The Canadian survey asked a variety of questions about internet behavior, such as how much is time spent online and commenting on sites like YouTube and news sites.  Answers were also measured for the psychological “Dark Tetrad”, consisting of narcissism, Machiavellianism (the use of cunning and duplicity to manipulate others), psychopathy, and sadistic personality.  From the results article, “Online Trolling” is defined as,

The practice of behaving in a deceptive, destructive, or disruptive manner in a social setting on the Internet with no apparent instrumental purpose.

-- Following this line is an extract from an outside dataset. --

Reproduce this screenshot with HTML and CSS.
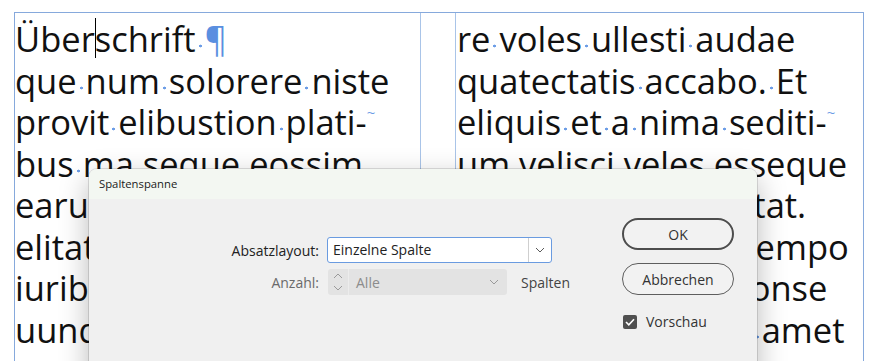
FILE: index.html
```html
<!DOCTYPE html>
<html lang="de">
<head>
  <meta charset="UTF-8" />
  <meta name="viewport" content="width=device-width, initial-scale=1" />
  <title>Spaltenspanne</title>
  <link rel="stylesheet" href="styles.css">
</head>
<body>

  <div class="frame">
    <div class="col col-left">
      <div class="ln">Über<span class="caret"></span>schrift<span class="sp"> </span><span class="pil">¶</span></div>
      <div class="ln">que<span class="sp"> </span>num<span class="sp"> </span>solorere<span class="sp"> </span>niste<span class="sp"> </span></div>
      <div class="ln">provit<span class="sp"> </span>elibustion<span class="sp"> </span>plati-<span class="hy">~</span></div>
      <div class="ln">bus<span class="sp"> </span>ma<span class="sp"> </span>seque<span class="sp"> </span>eossim<span class="sp"> </span></div>
      <div class="ln">earum<span class="sp"> </span>quam<span class="sp"> </span>fugit<span class="sp"> </span>et<span class="sp"> </span></div>
      <div class="ln">elitatem<span class="sp"> </span>aut<span class="sp"> </span>quo<span class="sp"> </span></div>
      <div class="ln">iuribus<span class="sp"> </span>dolo<span class="sp"> </span>cum<span class="sp"> </span></div>
      <div class="ln">uunditi<span class="sp"> </span>am<span class="sp"> </span>sed<span class="sp"> </span></div>
    </div>
    <div class="col col-right">
      <div class="ln">re<span class="sp"> </span>voles<span class="sp"> </span>ullesti<span class="sp"> </span>audae<span class="sp"> </span></div>
      <div class="ln">quatectatis<span class="sp"> </span>accabo.<span class="sp"> </span>Et<span class="sp"> </span></div>
      <div class="ln">eliquis<span class="sp"> </span>et<span class="sp"> </span>a<span class="sp"> </span>nima<span class="sp"> </span>sediti-<span class="hy">~</span></div>
      <div class="ln">um<span class="sp"> </span>velisci<span class="sp"> </span>veles<span class="sp"> </span>esseque<span class="sp"> </span></div>
      <div class="ln">sim<span class="sp"> </span>quis<span class="sp"> </span>pro<span class="sp"> </span>voluptat.<span class="sp"> </span></div>
      <div class="ln">sunt<span class="sp"> </span>harum<span class="sp"> </span>quae<span class="sp"> </span>tempo<span class="sp"> </span></div>
      <div class="ln">cum<span class="sp"> </span>harum<span class="sp"> </span>quid<span class="sp"> </span>conse<span class="sp"> </span></div>
      <div class="ln">dolorem<span class="sp"> </span>ipsum<span class="sp"> </span>sic<span class="sp"> </span>amet<span class="sp"> </span></div>
    </div>
  </div>

  <div class="dialog">
    <div class="titlebar">Spaltenspanne</div>
    <div class="dlg-body">
      <div class="form">
        <span class="lbl">Absatzlayout:</span>
        <div class="select">
          <span class="select-val">Einzelne Spalte</span>
          <span class="select-btn">
            <svg width="10" height="6" viewBox="0 0 10 6"><path d="M1 1l4 4 4-4" fill="none" stroke="#5a5a5a" stroke-width="1"/></svg>
          </span>
        </div>

        <span class="lbl lbl-dis">Anzahl:</span>
        <div class="row-dis">
          <div class="spin">
            <svg width="10" height="6" viewBox="0 0 10 6"><path d="M1 5l4-4 4 4" fill="none" stroke="#9a9a9a" stroke-width="1"/></svg>
            <svg width="10" height="6" viewBox="0 0 10 6"><path d="M1 1l4 4 4-4" fill="none" stroke="#9a9a9a" stroke-width="1"/></svg>
          </div>
          <div class="combo-dis">
            <span>Alle</span>
            <svg width="10" height="6" viewBox="0 0 10 6"><path d="M1 1l4 4 4-4" fill="none" stroke="#9a9a9a" stroke-width="1"/></svg>
          </div>
          <span class="unit">Spalten</span>
        </div>
      </div>

      <div class="actions">
        <button class="btn btn-ok">OK</button>
        <button class="btn">Abbrechen</button>
        <label class="check">
          <span class="box">
            <svg width="10" height="8" viewBox="0 0 10 8"><path d="M1 4l2.8 2.8L9 1.2" fill="none" stroke="#fff" stroke-width="1.6"/></svg>
          </span>
          Vorschau
        </label>
      </div>
    </div>
  </div>

</body>
</html>
```

FILE: styles.css
```css
body {
  margin: 0;
  padding: 12px 0 0 14px;
  background: #fff;
  overflow: hidden;
  height: 361px;
  box-sizing: border-box;
}

/* Textrahmen mit zwei Spalten */
.frame {
  display: grid;
  grid-template-columns: 406px 34px 406px;
  width: 848px;
  height: 400px;
  border: 1px solid #86a9dc;
  font-family: 'Open Sans', sans-serif;
  font-size: 34.5px;
  line-height: 41.5px;
  color: #111;
}

.col {
  padding-top: 5px;
  white-space: nowrap;
  overflow: hidden;
}

.col-left {
  border-right: 1px solid #a9c4e8;
}

.col-right {
  grid-column: 3;
  border-left: 1px solid #a9c4e8;
  padding-left: 1px;
}

.sp {
  background-image: radial-gradient(circle at 50% 31px, #6b9ce6 0 1.1px, transparent 1.7px);
  background-repeat: no-repeat;
}

.pil {
  color: #5a8fe0;
}

.hy {
  color: #6b9ce6;
  font-size: 15px;
  line-height: 0;
  vertical-align: 17px;
}

.caret {
  display: inline-block;
  width: 1px;
  height: 40px;
  margin-right: -1px;
  background: #000;
  vertical-align: -6px;
}

/* Dialog */
.dialog {
  position: absolute;
  left: 89px;
  top: 169px;
  width: 668px;
  height: 230px;
  background: #f0f0f0;
  border-radius: 8px 8px 0 0;
  box-shadow: 0 0 0 1px rgba(0,0,0,0.12), 0 10px 30px rgba(0,0,0,0.28);
  font-family: 'Open Sans', sans-serif;
  font-size: 14px;
  color: #222;
  overflow: hidden;
}

.titlebar {
  height: 30px;
  line-height: 30px;
  padding-left: 10px;
  background: #f3f7f2;
  font-size: 11.3px;
  color: #1a1a1a;
}

.dlg-body {
  display: flex;
  align-items: flex-start;
}

.form {
  display: grid;
  grid-template-columns: 110px 226px;
  grid-auto-rows: 26px;
  column-gap: 8px;
  row-gap: 6px;
  margin: 38px 0 0 120px;
  align-items: center;
}

.lbl {
  text-align: right;
}

.lbl-dis {
  color: #6a6a6a;
}

.select {
  display: flex;
  height: 26px;
  width: 225px;
  box-sizing: border-box;
  background: #fff;
  border: 1px solid #6a9be0;
  border-radius: 3px;
}

.select-val {
  flex: 1;
  line-height: 24px;
  padding-left: 5px;
}

.select-btn {
  width: 22px;
  border-left: 1px solid #cfcfcf;
  display: flex;
  align-items: center;
  justify-content: center;
}

.row-dis {
  display: flex;
  align-items: center;
  white-space: nowrap;
  padding-left: 1px;
}

.row-dis > * {
  flex: none;
}

.spin {
  width: 20px;
  height: 26px;
  background: #e3e3e3;
  border-right: 1px solid #ececec;
  border-radius: 3px 0 0 3px;
  display: flex;
  flex-direction: column;
  align-items: center;
  justify-content: center;
  gap: 6px;
}

.combo-dis {
  width: 158px;
  height: 26px;
  box-sizing: border-box;
  background: #e3e3e3;
  border-radius: 0 3px 3px 0;
  display: flex;
  align-items: center;
  justify-content: space-between;
  padding: 0 8px 0 7px;
  color: #8c8c8c;
}

.unit {
  margin-left: 14px;
  color: #444;
}

.actions {
  display: flex;
  flex-direction: column;
  width: 112px;
  margin: 19px 0 0 69px;
}

.btn {
  height: 32px;
  box-sizing: border-box;
  border: 1px solid #5e5e5e;
  border-radius: 16px;
  background: #f2f2f2;
  font-family: 'Open Sans', sans-serif;
  font-size: 14px;
  color: #333;
  padding: 0;
}

.btn + .btn {
  margin-top: 13px;
}

.btn-ok {
  border: 2px solid #4d4d4d;
}

.check {
  display: flex;
  align-items: center;
  gap: 9px;
  margin: 17px 0 0 1px;
  color: #333;
}

.box {
  width: 14px;
  height: 14px;
  background: #505050;
  border-radius: 2px;
  display: flex;
  align-items: center;
  justify-content: center;
}
```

The study also made the distinction between Trolling and cyber-bullying and online arguments from personal beliefs, noting that Internet Trolls are offensive for the enjoyment of it.  According to the article,

Trolls operate as agents of chaos on the Internet, exploiting 'hot-button issues' to make users appear overly emotional or foolish in some manner.  If an unfortunate person falls into their trap, trolling intensifies for further, merciless amusement. This is why novice Internet users are routinely admonished, 'Do not feed the trolls!'.

Survey results showed that responders who admitted to enjoying trolling compared to other activities such as making new friends and debating topics also scored consistently higher in the Tetrad and cited the pleasure of trolling as its appeal.  Other questions used to gauge that sadistic level of the responders included;

I enjoy physically hurting people.

I enjoy making jokes at the expense of others.

I enjoy playing the villain in games and torturing other characters.

One appeal of online trolling is the inherent anonymity of social networking, the ability to act out online without having to directly face the person, or even doing so without using one’s real name or picture.  In an attempt to counter the anonymity of trolling, major networking sites like YouTube and Huffington Post have banned anonymous posting, requiring all posters to register and their actual name being accessible with their posts.

The responders for the survey included 188 Canadian psychology students who received extra credit for their participation, and 609 U.S. participants through a website that allows users to fill out surveys for a small amount of money, fifty cents in the case of this survey.